"""

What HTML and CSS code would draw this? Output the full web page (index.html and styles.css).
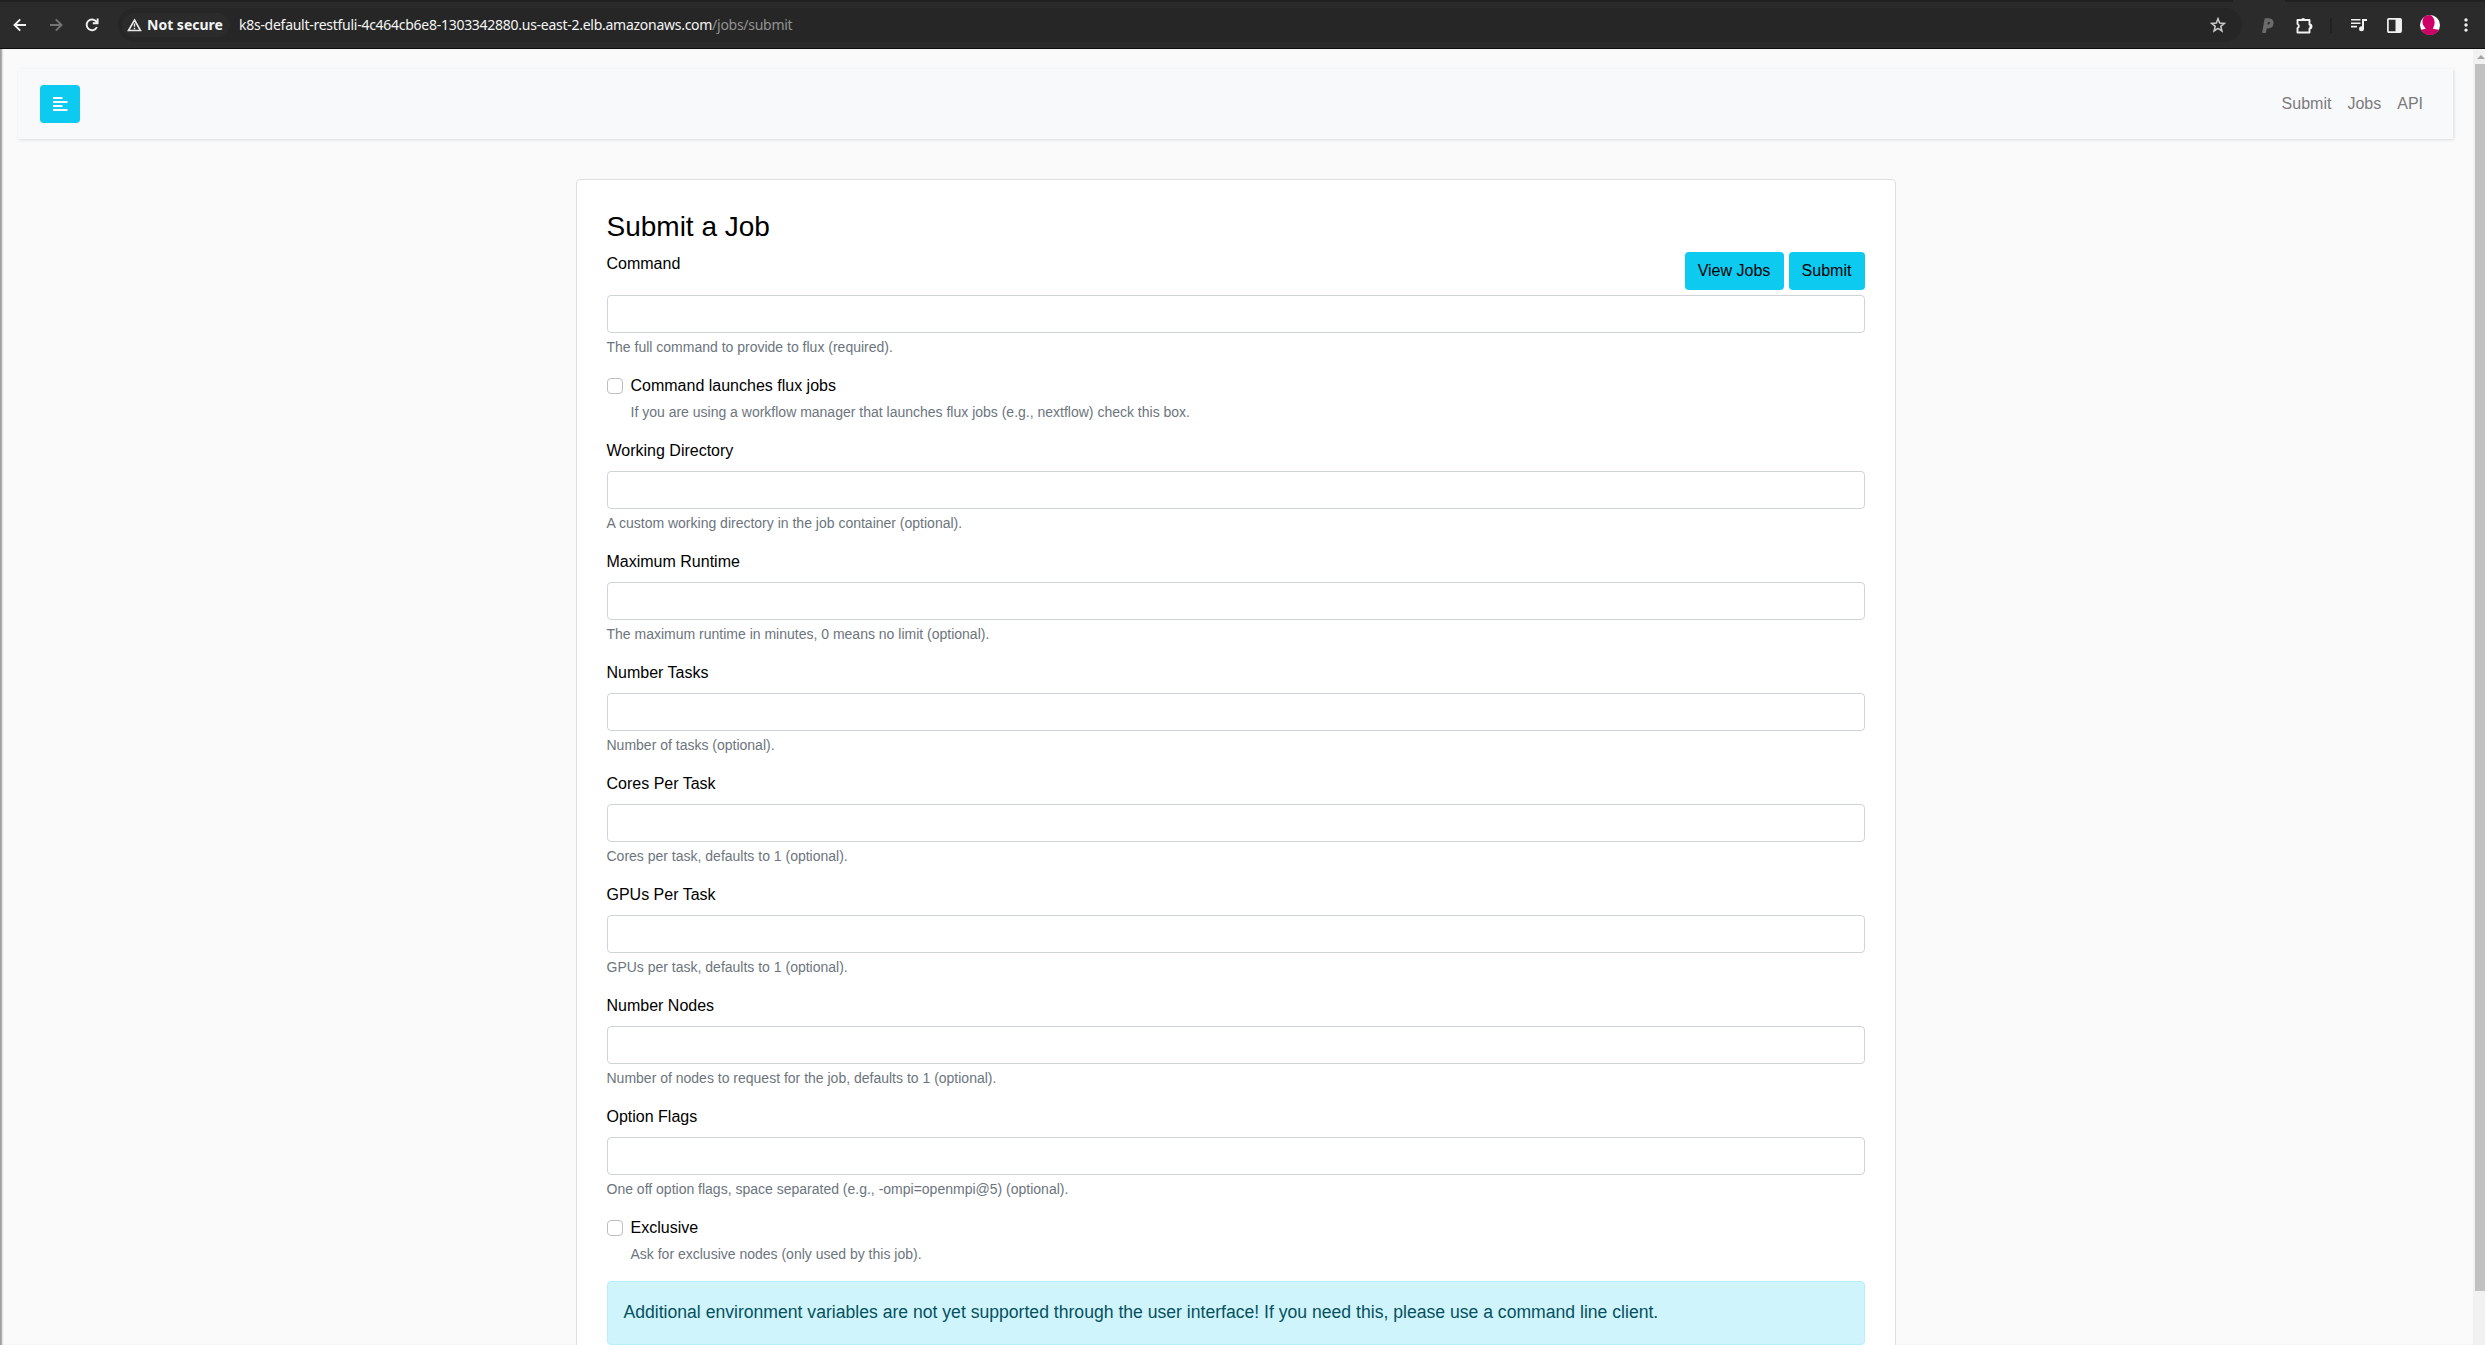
FILE: index.html
```html
<!DOCTYPE html>
<html lang="en">
<head>
<meta charset="utf-8">
<title>Submit a Job</title>
<link rel="stylesheet" href="styles.css">
</head>
<body>
<header class="toolbar">
  <span class="active-tab"></span>
  <svg class="tool back" width="14" height="14" viewBox="0 0 14 14" fill="none" stroke="#f1f1f1" stroke-width="1.9"><path d="M13 7H2M7.2 1.3 1.5 7l5.7 5.7"/></svg>
  <svg class="tool forward" width="14" height="14" viewBox="0 0 14 14" fill="none" stroke="#757575" stroke-width="1.9"><path d="M1 7h11M6.800 1.300 12.500 7l-5.700 5.700"/></svg>
  <svg class="tool" width="14" height="14" viewBox="0 0 14 14" fill="none" stroke="#f1f1f1" stroke-width="1.9"><path d="M11.900 9.200A5.400 5.400 0 1 1 11.300 3.500L12.500 4.800M12.600 .4v4.900H7.800"/></svg>
  <div class="omnibox">
    <div class="security">
      <svg width="15" height="14" viewBox="0 0 15 14" fill="none" stroke="#e8e8e8" stroke-width="1.6"><path d="M7.500 2 13.500 12.500h-12z"/><path d="M7.500 5.500v3.300M7.500 9.800v1.400" stroke-width="1.400"/></svg>
      <span class="security-text">Not secure</span>
    </div>
    <div class="url">k8s-default-restfuli-4c464cb6e8-1303342880.us-east-2.elb.amazonaws.com<span class="path">/jobs/submit</span></div>
    <svg class="star" width="16" height="16" viewBox="0 0 16 16" fill="none" stroke="#c8c8c8" stroke-width="1.6"><path d="m8 1.800 1.700 4.300 4.600.3-3.500 3 1.100 4.500L8 11.400l-3.900 2.500 1.100-4.500-3.500-3 4.600-.3z"/></svg>
  </div>
  <div class="actions">
    <svg width="12" height="15" viewBox="0 0 12 15" fill="none" stroke="#6b6b6b" stroke-width="3.8"><path d="M2 15 4.300 2.200h2.700c3.800 0 3.600 6.300-1 6.300H4"/></svg>
    <svg class="puzzle" width="18" height="17" viewBox="0 0 18 17"><path d="M2.500 3h12v4.500a2 2 0 0 1 0 4V15.500h-12v-4.300a2.300 2.300 0 0 0 0-4.200z" fill="none" stroke="#f1f1f1" stroke-width="1.900" stroke-linejoin="round"/><path d="M6.200 3a2 2 0 0 1 4 0zM14.500 7.300a2 2 0 0 1 0 4z" fill="#f1f1f1"/></svg>
    <span class="divider"></span>
    <svg class="queue" width="16" height="13" viewBox="0 0 16 13" fill="#f1f1f1"><path d="M0 0h9.500v1.600H0zM0 3.400h9.500V5H0zM0 6.800h6v1.600H0zM11 0h5v2h-3v8h-2z"/><circle cx="10.500" cy="9.700" r="2.500"/></svg>
    <svg class="panel" width="15" height="15" viewBox="0 0 15 15"><rect x=".9" y=".9" width="13.200" height="13.200" rx="1" fill="none" stroke="#f1f1f1" stroke-width="1.700"/><path d="M8.500 1H14v13H8.500z" fill="#f1f1f1"/></svg>
    <svg class="avatar" width="20" height="20" viewBox="0 0 20 20"><circle cx="10" cy="10" r="10" fill="#fff"/><path d="M8 .2C4 1 2 4 2.500 7.500c.3 3.500 2.700 4.700 3.300 6.300L1.200 14.800A10 10 0 0 0 18.800 14.800L13 13.800c.2-1.800 1.900-3.500 1.600-7C14.300 3 12 .8 10 0z" fill="#cd0067"/></svg>
    <svg class="more" width="4" height="14" viewBox="0 0 4 14" fill="#f1f1f1"><circle cx="2" cy="1.900" r="1.700"/><circle cx="2" cy="7" r="1.700"/><circle cx="2" cy="12.100" r="1.700"/></svg>
  </div>
</header>
<div class="viewport">
  <div class="page">
    <nav class="navbar">
      <button class="btn menu" type="button" aria-label="Toggle sidebar">
        <svg width="15" height="14" viewBox="0 0 15 14" fill="#fff"><path d="M0 0h9.500v2H0zM0 4h14.500v2H0zM0 8h9.500v2H0zM0 12h14.500v2H0z"/></svg>
      </button>
      <div class="links"><a>Submit</a><a>Jobs</a><a>API</a></div>
    </nav>
    <main class="card">
      <h1>Submit a Job</h1>
      <div class="field command">
        <div class="command-head"><label for="command">Command</label><div class="buttons"><button class="btn view" type="button">View Jobs</button><button class="btn submit" type="button">Submit</button></div></div>
        <input class="control" id="command"><div class="help">The full command to provide to flux (required).</div>
      </div>
      <div class="check"><input type="checkbox" id="launcher"><div><label for="launcher">Command launches flux jobs</label><div class="help">If you are using a workflow manager that launches flux jobs (e.g., nextflow) check this box.</div></div></div>
      <div class="field"><label for="workdir">Working Directory</label><input class="control" id="workdir"><div class="help">A custom working directory in the job container (optional).</div></div>
      <div class="field"><label for="runtime">Maximum Runtime</label><input class="control" id="runtime"><div class="help">The maximum runtime in minutes, 0 means no limit (optional).</div></div>
      <div class="field"><label for="tasks">Number Tasks</label><input class="control" id="tasks"><div class="help">Number of tasks (optional).</div></div>
      <div class="field"><label for="cores">Cores Per Task</label><input class="control" id="cores"><div class="help">Cores per task, defaults to 1 (optional).</div></div>
      <div class="field"><label for="gpus">GPUs Per Task</label><input class="control" id="gpus"><div class="help">GPUs per task, defaults to 1 (optional).</div></div>
      <div class="field"><label for="nodes">Number Nodes</label><input class="control" id="nodes"><div class="help">Number of nodes to request for the job, defaults to 1 (optional).</div></div>
      <div class="field"><label for="flags">Option Flags</label><input class="control" id="flags"><div class="help">One off option flags, space separated (e.g., -ompi=openmpi@5) (optional).</div></div>
      <div class="check"><input type="checkbox" id="exclusive"><div><label for="exclusive">Exclusive</label><div class="help">Ask for exclusive nodes (only used by this job).</div></div></div>
      <div class="alert">Additional environment variables are not yet supported through the user interface! If you need this, please use a command line client.</div>
    </main>
  </div>
  <div class="scrollbar"><span class="arrow"></span><span class="thumb"></span></div>
</div>
</body>
</html>
```
FILE: styles.css
```css
* { box-sizing: border-box; }
html, body { margin: 0; height: 100%; overflow: hidden; }
body { display: flex; flex-direction: column; background: #fafafa; color: #000; font: 16px/24px "Liberation Sans", Arial, sans-serif; }
svg { display: block; flex: none; }

.toolbar { position: relative; flex: none; height: 49px; padding: 0 12px 0 13px; display: flex; align-items: center; background: #2b2b2b; border-top: 2px solid #202020; border-bottom: 1px solid #0e0e0e; }
.active-tab { position: absolute; top: -2px; left: 2233px; width: 52px; height: 2px; background: #2b2b2b; }
.tool { margin-right: 22px; }
.tool + .omnibox { margin-left: -3px; }
.omnibox { flex: none; width: 2124px; height: 34px; padding: 0 16px 0 4px; display: flex; align-items: center; border-radius: 17px; background: #262626; font-family: "Noto Sans", sans-serif; font-size: 14px; color: #f4f4f4; }
.security { width: 108px; height: 24px; padding-left: 5px; display: flex; align-items: center; gap: 5px; border-radius: 12px; background: #2b2b2b; }
.security-text { font-weight: 700; font-size: 14px; white-space: nowrap; }
.url { margin-left: 9px; flex: 1; white-space: nowrap; letter-spacing: -.27px; }
.path { color: #929292; }
.actions { display: flex; align-items: center; margin-left: 20px; }
.puzzle { margin-left: 21px; }
.divider { width: 2px; height: 16px; margin-left: 17px; background: #222; }
.queue { margin-left: 19px; }
.panel { margin-left: 20px; }
.avatar { margin-left: 18px; }
.more { margin-left: 24px; }

.viewport { flex: 1; min-height: 0; display: flex; }
.page { flex: 1; padding: 20px 20px 0 18px; box-shadow: inset 3px 0 2px -1px #999; overflow: hidden; }
.navbar { height: 70px; padding: 0 30px 0 22px; display: flex; align-items: center; justify-content: space-between; background: #f8f9fb; box-shadow: 1px 1px 3px rgba(0,0,0,.12); }
.links { display: flex; gap: 16px; color: #7b7b7b; }
.btn { height: 38px; padding: 0; border: 0; border-radius: 4px; background: #0dcaf0; color: #000; font: inherit; }
.menu { width: 40px; display: flex; justify-content: center; align-items: center; padding-bottom: 1px; }
.card { width: 1320px; height: 1400px; margin: 40px 0 0 557.5px; padding: 30px; border: 1px solid #dfdfdf; border-radius: 4px; background: #fff; }
h1 { margin: 0 0 8px; font-size: 28px; line-height: 34px; font-weight: 400; }
.field { display: flex; flex-direction: column; margin-bottom: 16px; }
label { display: block; }
.control { height: 38px; margin: 8px 0 4px; border: 1px solid #ced4da; border-radius: 4px; background: #fff; }
.command-head { display: flex; justify-content: space-between; }
.command .control { margin-top: 5px; }
.buttons { display: flex; gap: 5px; }
.view { width: 99px; }
.submit { width: 76px; }
.help { font-size: 14px; line-height: 21px; color: #6c757d; }
.check { display: flex; gap: 8px; margin-bottom: 16px; }
.check input { appearance: none; flex: none; width: 16px; height: 16px; margin: 4px 0 0; border: 1px solid #bfbfbf; border-radius: 4px; background: #fff; }
.check .help { margin-top: 4px; }
.alert { height: 64px; padding: 16px; border: 1px solid #b6effb; border-radius: 4px; background: #cff4fc; color: #055160; font-size: 17.6px; line-height: 28px; }

.scrollbar { width: 12px; padding: 6px 0 0 2px; background: #f1f1f1; overflow: hidden; }
.arrow { display: block; width: 8px; height: 4px; margin: 0 0 5px 2px; background: #a3a3a3; clip-path: polygon(50% 0, 100% 100%, 0 100%); }
.thumb { display: block; height: 1227px; background: #c1c1c1; }
```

"""

From the material above, gather all lines that include the string "styles" and copy them.

TASK SOLUTION ->
What HTML and CSS code would draw this? Output the full web page (index.html and styles.css).
<link rel="stylesheet" href="styles.css">
FILE: styles.css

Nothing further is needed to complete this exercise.